Magnetic Seizure Therapy promising Treatment of Resistant Depression: JAMA
The findings from a recent study suggest that magnetic seizure therapy holds early promise as a treatment for suicidality in patients with treatment-resistant depression.
Researchers have recently published the reports in the JAMA Network Open.
Suicidality, a term that encompasses the spectrum of suicidal thoughts and behaviors, is a major public health problem. It is documented that a large proportion of people who die by suicide have a primary psychiatric illness. In resistant cases where pharmacotherapy fails, Electroconvulsive therapy (ECT) has been a very effective treatment for suicidality in mood disorders. But because of a combination of stigma and perceived risk of cognitive adverse effects linked to ECT, it is nowadays very rarely used.
Magnetic seizure therapy (MST) is another emerging brain stimulation therapy. MST uses magnetic fields rather than electrical stimuli for seizure induction, dramatically reducing the passage of induced current through undesired brain regions. This capacity to indirectly stimulate the brain overcomes one of the major problems with ECT: its inability to provide focal or directed stimulation.
However, it has not yet been established whether MST has the same antisuicidal effects as ECT.
Keeping this as background, Cory R. Weissman et al, from Temerty Centre for Therapeutic Brain Intervention, Canada, undertook a study to determine the association of MST with suicidality in patients with treatment-resistant major depressive disorder.
This nonrandomized controlled trial was designed to take place at a single tertiary care psychiatric facility in Canada. It followed an open-label study design with consecutive treatment cohorts.
67 patients with treatment-resistant major depressive disorder and with baseline suicidality present were treated for up to 24 treatments. The study was run from February 2012 through June 2019. Patients were followed up for 6 months at the end of the treatment period.
The range of frequency stimulation used to treat patients was between 20 Hz and 100Hz, with a duration range between 2 and 20 seconds depending on the frequency use, either the frontal or vertex region of the brain.
The primary outcome parameter assessed was Remission from suicidality, measured as an endpoint score of 0 on the Beck Scale for Suicidal Ideation.
On analysis, the following key facts emerged.
- A total of 67 patients (mean [SD] age, 46.3 [13.6] years; 40 women [60.0%]) received a mean (SD) of 19.5 (5.1) MST treatments.

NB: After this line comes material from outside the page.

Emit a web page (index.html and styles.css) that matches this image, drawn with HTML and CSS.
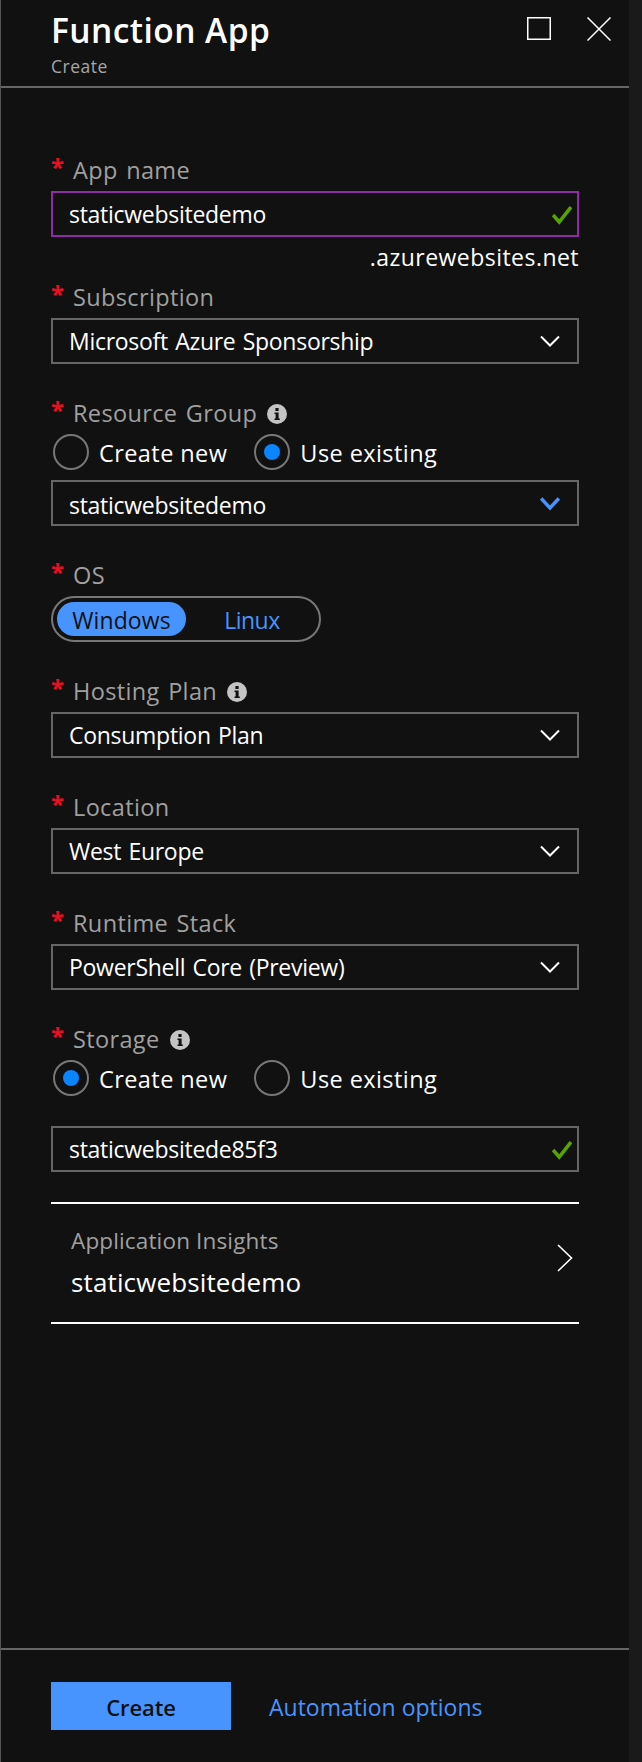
FILE: index.html
```html
<!DOCTYPE html>
<html lang="en">
<head>
<meta charset="utf-8">
<title>Function App</title>
<link rel="stylesheet" href="styles.css">
</head>
<body>
<div class="blade">
  <header class="head">
    <div class="titles">
      <h1 class="title">Function App</h1>
      <div class="subtitle">Create</div>
    </div>
    <div class="winbtns">
      <svg class="winbtn" width="24" height="24" viewBox="0 0 24 24"><rect x="0.75" y="0.75" width="22.5" height="21.5" fill="none" stroke="#fff" stroke-width="1.5"/></svg>
      <svg class="winbtn" width="24" height="24" viewBox="0 0 24 24"><path d="M0.5 0.5L23.5 23.5M23.5 0.5L0.5 23.5" fill="none" stroke="#fff" stroke-width="1.5"/></svg>
    </div>
  </header>
  <main class="form">
    <section class="field first">
      <div class="label"><span class="star">*</span>App name</div>
      <div class="box active"><span>staticwebsitedemo</span>
        <svg class="check" width="20" height="20" viewBox="0 0 20 20"><path d="M1 10L7.2 17L19 2" fill="none" stroke="#57a300" stroke-width="3.6"/></svg>
      </div>
      <div class="suffix">.azurewebsites.net</div>
    </section>
    <section class="field tight">
      <div class="label"><span class="star">*</span>Subscription</div>
      <div class="box"><span>Microsoft Azure Sponsorship</span>
        <svg class="chev" width="20" height="12" viewBox="0 0 20 12"><path d="M1 1.5L10 10.5L19 1.5" fill="none" stroke="#fff" stroke-width="2"/></svg>
      </div>
    </section>
    <section class="field">
      <div class="label label-compact"><span class="star">*</span>Resource Group
        <svg class="info" width="20" height="20" viewBox="0 0 20 20"><circle cx="10" cy="10" r="10" fill="#c4c4c4"/><rect x="8.4" y="4" width="3.2" height="3" fill="#111"/><path d="M7.5 8.5H11.6V14.5H12.8V16H7.5V14.5H8.6V10H7.5Z" fill="#111"/></svg>
      </div>
      <div class="radios">
        <div class="radio"><span class="dot"></span><span class="radio-text">Create new</span></div>
        <div class="radio"><span class="dot on"></span><span class="radio-text">Use existing</span></div>
      </div>
      <div class="box box-low"><span>staticwebsitedemo</span>
        <svg class="chev" width="20" height="14" viewBox="0 0 20 14"><path d="M1.2 1.5L10 11L18.8 1.5" fill="none" stroke="#4894fe" stroke-width="3.4"/></svg>
      </div>
    </section>
    <section class="field os">
      <div class="label label-os"><span class="star">*</span>OS</div>
      <div class="toggle">
        <div class="opt sel">Windows</div>
        <div class="opt off">Linux</div>
      </div>
    </section>
    <section class="field">
      <div class="label"><span class="star">*</span>Hosting Plan
        <svg class="info" width="20" height="20" viewBox="0 0 20 20"><circle cx="10" cy="10" r="10" fill="#c4c4c4"/><rect x="8.4" y="4" width="3.2" height="3" fill="#111"/><path d="M7.5 8.5H11.6V14.5H12.8V16H7.5V14.5H8.6V10H7.5Z" fill="#111"/></svg>
      </div>
      <div class="box"><span>Consumption Plan</span>
        <svg class="chev" width="20" height="12" viewBox="0 0 20 12"><path d="M1 1.5L10 10.5L19 1.5" fill="none" stroke="#fff" stroke-width="2"/></svg>
      </div>
    </section>
    <section class="field">
      <div class="label"><span class="star">*</span>Location</div>
      <div class="box"><span>West Europe</span>
        <svg class="chev" width="20" height="12" viewBox="0 0 20 12"><path d="M1 1.5L10 10.5L19 1.5" fill="none" stroke="#fff" stroke-width="2"/></svg>
      </div>
    </section>
    <section class="field">
      <div class="label"><span class="star">*</span>Runtime Stack</div>
      <div class="box"><span>PowerShell Core (Preview)</span>
        <svg class="chev" width="20" height="12" viewBox="0 0 20 12"><path d="M1 1.5L10 10.5L19 1.5" fill="none" stroke="#fff" stroke-width="2"/></svg>
      </div>
    </section>
    <section class="field">
      <div class="label label-compact"><span class="star">*</span>Storage
        <svg class="info" width="20" height="20" viewBox="0 0 20 20"><circle cx="10" cy="10" r="10" fill="#c4c4c4"/><rect x="8.4" y="4" width="3.2" height="3" fill="#111"/><path d="M7.5 8.5H11.6V14.5H12.8V16H7.5V14.5H8.6V10H7.5Z" fill="#111"/></svg>
      </div>
      <div class="radios">
        <div class="radio"><span class="dot on"></span><span class="radio-text">Create new</span></div>
        <div class="radio"><span class="dot"></span><span class="radio-text">Use existing</span></div>
      </div>
      <div class="box spaced"><span>staticwebsitede85f3</span>
        <svg class="check" width="20" height="20" viewBox="0 0 20 20"><path d="M1 10L7.2 17L19 2" fill="none" stroke="#57a300" stroke-width="3.6"/></svg>
      </div>
    </section>
    <section class="insights">
      <div>
        <div class="ins-label">Application Insights</div>
        <div class="ins-value">staticwebsitedemo</div>
      </div>
      <svg class="ins-arrow" width="16" height="28" viewBox="0 0 16 28"><path d="M1 1L14.5 14L1 27" fill="none" stroke="#fff" stroke-width="1.6"/></svg>
    </section>
  </main>
  <footer class="foot">
    <button class="primary">Create</button>
    <a class="link">Automation options</a>
  </footer>
</div>
</body>
</html>
```
FILE: styles.css
```css
* { box-sizing: border-box; }
html, body { margin: 0; padding: 0; }
body {
  width: 642px;
  height: 1762px;
  background: #1a1a1a;
  color: #fff;
  font-family: "Open Sans", "Noto Sans", sans-serif;
  overflow: hidden;
}
.blade {
  width: 629px;
  height: 1762px;
  background: #111;
  border-left: 1px solid #555;
  display: flex;
  flex-direction: column;
}
.head {
  height: 88px;
  flex: none;
  border-bottom: 2px solid #666;
  padding: 0 18px 0 50px;
  display: flex;
  justify-content: space-between;
}
.title {
  margin: 10px 0 0;
  font-size: 33.5px;
  line-height: 40px;
  font-weight: 600;
  letter-spacing: 0.45px;
}
.subtitle {
  font-size: 17.5px;
  line-height: 20px;
  color: #a6a6a6;
  letter-spacing: 0.5px;
  margin-top: 6px;
}
.winbtns { display: flex; gap: 36px; padding-top: 17px; }
.form { flex: 1; padding: 0 50px; }
.field { margin-top: 36px; }
.first { margin-top: 69px; }
.tight { margin-top: 15px; }
.label {
  height: 26px;
  margin-bottom: 8px;
  font-size: 23.5px;
  line-height: 26px;
  color: #a0a0a0;
  letter-spacing: 0.36px;
  word-spacing: 2px;
  display: flex;
  align-items: center;
}
.label-compact { margin-bottom: 6px; }
.label-os { margin-bottom: 8px; }
.star {
  color: #e81123;
  width: 22px;
  font-size: 24px;
  margin-top: -6px;
  flex: none;
  font-weight: 700;
  letter-spacing: 0;
}
.info { margin: 2px 0 0 10px; flex: none; }
.box {
  width: 528px;
  height: 46px;
  border: 2px solid #666;
  padding: 0 16px;
  display: flex;
  align-items: center;
  justify-content: space-between;
  font-size: 23px;
  letter-spacing: -0.28px;
  word-spacing: 1.5px;
}
.box-low > span { margin-top: 3px; }
.box-low > .chev { margin-top: 2px; }
.active { border-color: #8e2da3; }
.spaced { margin-top: 28px; }
.chev { margin-right: 1px; flex: none; }
.check { margin: 2px -11px 0 0; flex: none; }
.suffix {
  width: 528px;
  height: 24px;
  margin-top: 8px;
  text-align: right;
  font-size: 23px;
  line-height: 24px;
  letter-spacing: 0.46px;
}
.radios { display: flex; height: 40px; margin-bottom: 8px; gap: 27px; padding-left: 2px; }
.radio {
  display: flex;
  align-items: center;
  gap: 10px;
  font-size: 23.5px;
  letter-spacing: 0.42px;
}
.radio-text { margin-top: 2px; }
.dot {
  width: 36px;
  height: 36px;
  border: 2px solid #777;
  border-radius: 50%;
  flex: none;
  display: flex;
  align-items: center;
  justify-content: center;
}
.dot.on::after {
  content: "";
  width: 16px;
  height: 16px;
  border-radius: 50%;
  background: #0a84ff;
}
.toggle {
  width: 270px;
  height: 46px;
  border: 2px solid #777;
  border-radius: 23px;
  padding: 4px;
  display: flex;
  font-size: 23px;
  letter-spacing: 0.1px;
}
.opt {
  width: 130px;
  padding-top: 2px;
  border-radius: 17px;
  display: flex;
  align-items: center;
  justify-content: center;
  color: #4894fe;
}
.opt.sel { background: #4894fe; color: #111; }
.opt.off { letter-spacing: -0.5px; padding-left: 3px; }
.insights {
  width: 528px;
  height: 122px;
  margin-top: 30px;
  border-top: 2px solid #fff;
  border-bottom: 2px solid #fff;
  padding: 0 6px 0 20px;
  display: flex;
  align-items: center;
  justify-content: space-between;
}
.ins-arrow { margin-top: -10px; }
.ins-label { font-size: 22.5px; line-height: 26px; color: #a0a0a0; letter-spacing: 0.15px; }
.ins-value { font-size: 26px; line-height: 34px; margin-top: 11px; letter-spacing: 0.13px; }
.foot {
  height: 114px;
  flex: none;
  border-top: 2px solid #666;
  padding: 32px 0 0 50px;
  display: flex;
  align-items: flex-start;
  gap: 38px;
}
.primary {
  width: 180px;
  height: 48px;
  padding: 2px 0 0;
  background: #4894fe;
  border: 0;
  color: #111;
  font: 600 22px "Open Sans", "Noto Sans", sans-serif;
  letter-spacing: -0.1px;
}
.link {
  color: #4894fe;
  font-size: 23px;
  line-height: 51px;
}
```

- The overall number of patients achieving remission was 32 (47.8%). Sixteen patients (55.2%) receiving low-frequency MST achieved remission, as well as 12 patients (54.5%) in the moderate-frequency group, and 4 patients (25.0%) in the high-frequency group.
- Findings suggest that MST may be an effective treatment for suicidality, and sensitivity analysis shows this may be particularly so at low and moderate frequencies.
" Treatment-resistant depression, schizophrenia, and OCD remain substantial clinical problems for which there are limited alternatives. MST is a novel modification of ECT with the potential for similar effectiveness, fewer side-effects, and a more rapid return of orientation / shorter duration of post-ictal confusion." said the researchers.